Brooks did not reply with the obvious rejoinder that Team Obama hasn't exactly shown "confidence" or "surefootedness" on Egypt, when their top intelligence officials wrongly proclaimed on Thursday that Mubarak had stepped down based on cable news channels (CIA director Leon Panetta) or wrongly proclaimed the Muslim Brotherhood in Egypt is secular (James Clapper, director of national intelligence). Brooks picked up on Glenn Beck, saying his fears about Muslim caliphates in Egypt are "delusional" and "wacky" and siding with his old Weekly Standard colleague William Kristol.

This allowed Shields to claim that the revolution in Egypt was secular and yet a triumph for the public-relations face of Islam:

SHIELDS: Joyful, ecstatic. It's a -- it's bottom-up. This wasn't orchestrated from the top, no artillery, no carpet bombing, no IEDs, unlike Iraq, no -- no body counts, just a remarkable, remarkable, historic achievement.

And I think that it puts a brand-new face for those outside of the Middle East on Islam. I mean, this is -- al-Qaida hates what happened, is happening right now in Egypt. I mean, this is an -- this is an achievement of such signal proportion, you can't -- look, this is a, what, 90 percent Islamic nation.

And you look at Muslim faith, and you look at that right now, and you say, wait a minute, how different can they be? They crave democracy. They -- self-determination.

LEHRER: It was a secular -- it was a secular...

SHIELDS: Secular, better for their future. I mean, just a remarkable, remarkable moment, and encouraging.

Liberals claim that conservatives are too harsh on Islam, but they still find the word "secular" always "encouraging."

Shields also claimed that the House Republicans have clearly demonstrated their leaders are not as accomplished as Speaker Nancy Pelosi in her debut:

I think, Jim, what we see in -- there is a real problem for the Republicans in the House leadership, because any new leadership, when they take over, there is a question of, they're developing confidence in themselves, in each other, as a cohesive group.

And it just contrasts to when Nancy Pelosi took over the House, and with a Republican president, in 2006. In the first 100 hours or so, they passed -- they passed the -- a student loan bill. They passed an increase in the minimum wage. They passed veteran benefits.

I mean, and Republicans are kind of feeling their way along. And they are stumbling a little bit. I mean, John -- there is a question of confidence with John Boehner, how much he can have in his leadership, when -- when they can't count and they lose two floor votes this week.
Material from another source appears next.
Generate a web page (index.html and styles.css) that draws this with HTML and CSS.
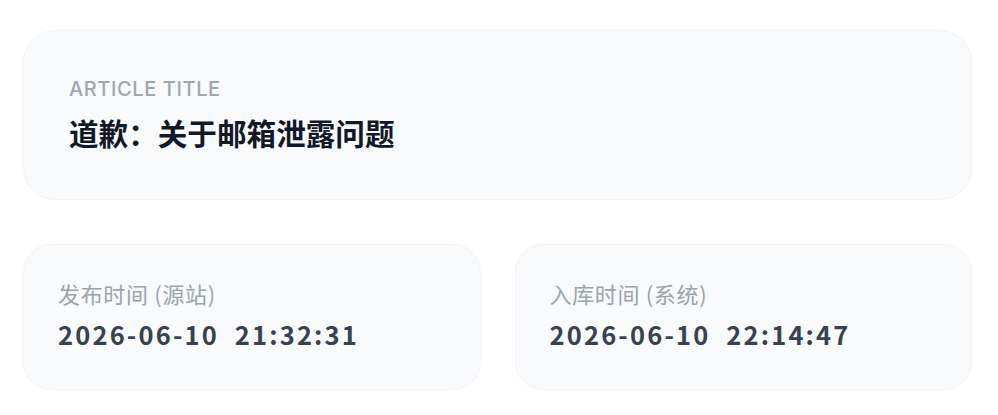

And the freshman that David talked about, some 87 strong, are -- they have to be socialized. They have to be made part of a cohesive unit. And they're not -- they're not there yet. And they do want to cut. They want to cut bigger.

"They have to be socialized." Like they're incontinent puppies. This is how PBS types think about the people who now must be trained to keep funding PBS. House leaders didn't have a good week in counting votes. But the idea that Accomplishment arrived with Pelosi is a rich line. Just start with the idea that Pelosi came in to stop the surge in Iraq. Oops.

Finally, David Brooks suggested that CPAC (and the larger Republican Party)  is really becoming a haven for Ron Paul-loving libertarians, and social conservatism is waning:

BROOKS: These are true believers. And they will -- they are going to have a straw poll. And, traditionally, somebody like Ron Paul will win this thing. And so they want the hard-core stuff. And so -- and they want -- they want to establish principle. And the other aspect of this group, increasingly true of the party activists as a whole, is they are quite libertarian, not that interested in social conservative issues. And so they will tend to gravitate towards somebody like Paul.